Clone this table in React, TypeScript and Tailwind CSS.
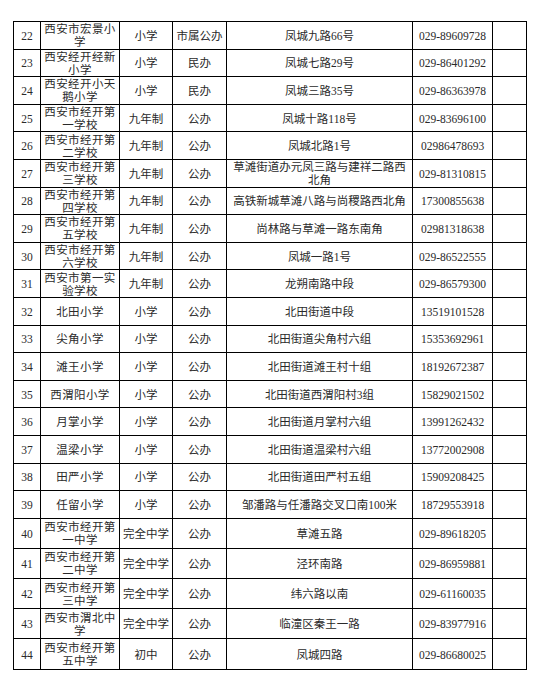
import React from "react";

type Row = [string, string, string, string, string, string];

const rows: Row[] = [
  ["22", "西安市宏景小学", "小学", "市属公办", "凤城九路66号", "029-89609728"],
  ["23", "西安经开经新小学", "小学", "民办", "凤城七路29号", "029-86401292"],
  ["24", "西安经开小天鹅小学", "小学", "民办", "凤城三路35号", "029-86363978"],
  ["25", "西安市经开第一学校", "九年制", "公办", "凤城十路118号", "029-83696100"],
  ["26", "西安市经开第二学校", "九年制", "公办", "凤城北路1号", "02986478693"],
  ["27", "西安市经开第三学校", "九年制", "公办", "草滩街道办元凤三路与建祥二路西北角", "029-81310815"],
  ["28", "西安市经开第四学校", "九年制", "公办", "高铁新城草滩八路与尚稷路西北角", "17300855638"],
  ["29", "西安市经开第五学校", "九年制", "公办", "尚林路与草滩一路东南角", "02981318638"],
  ["30", "西安市经开第六学校", "九年制", "公办", "凤城一路1号", "029-86522555"],
  ["31", "西安市第一实验学校", "九年制", "公办", "龙朔南路中段", "029-86579300"],
  ["32", "北田小学", "小学", "公办", "北田街道中段", "13519101528"],
  ["33", "尖角小学", "小学", "公办", "北田街道尖角村六组", "15353692961"],
  ["34", "滩王小学", "小学", "公办", "北田街道滩王村十组", "18192672387"],
  ["35", "西渭阳小学", "小学", "公办", "北田街道西渭阳村3组", "15829021502"],
  ["36", "月掌小学", "小学", "公办", "北田街道月掌村六组", "13991262432"],
  ["37", "温梁小学", "小学", "公办", "北田街道温梁村六组", "13772002908"],
  ["38", "田严小学", "小学", "公办", "北田街道田严村五组", "15909208425"],
  ["39", "任留小学", "小学", "公办", "邹潘路与任潘路交叉口南100米", "18729553918"],
  ["40", "西安市经开第一中学", "完全中学", "公办", "草滩五路", "029-89618205"],
  ["41", "西安市经开第二中学", "完全中学", "公办", "泾环南路", "029-86959881"],
  ["42", "西安市经开第三中学", "完全中学", "公办", "纬六路以南", "029-61160035"],
  ["43", "西安市渭北中学", "完全中学", "公办", "临潼区秦王一路", "029-83977916"],
  ["44", "西安市经开第五中学", "初中", "公办", "凤城四路", "029-86680025"],
];

const cell =
  "flex items-center justify-center text-center border-r border-black pt-[2px] overflow-visible";

const App = () => {
  return (
    <div
      className="w-[540px] h-[681px] bg-white pt-[21px] pl-[13px] text-[11.5px] leading-[13px] text-[#2a2a2a]"
      style={{ fontFamily: '"Liberation Serif", "Noto Sans CJK SC", serif' }}
    >
      <div className="w-[514px] border-t border-l border-black">
        {rows.map((r, i) => (
          <div
            key={r[0]}
            className={`flex border-b border-black ${i < 18 ? "h-[27.6px]" : "h-[30.2px]"}`}
          >
            <div className={`${cell} w-[27px]`}>{r[0]}</div>
            <div className={`${cell} w-[79px] px-[2px] tracking-[0.4px]`}>{r[1]}</div>
            <div className={`${cell} w-[53px]`}>{r[2]}</div>
            <div className={`${cell} w-[54px]`}>{r[3]}</div>
            <div className={`${cell} w-[186px] px-[3px]`}>{r[4]}</div>
            <div className={`${cell} w-[80px]`}>{r[5]}</div>
            <div className={`${cell} w-[34px]`}></div>
          </div>
        ))}
      </div>
    </div>
  );
};

export default App;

> **THE TASK**:
Select every line above that contains the word "React", and copy it.

> **EXPECTED ANSWER**:
Clone this table in React, TypeScript and Tailwind CSS.
import React from "react";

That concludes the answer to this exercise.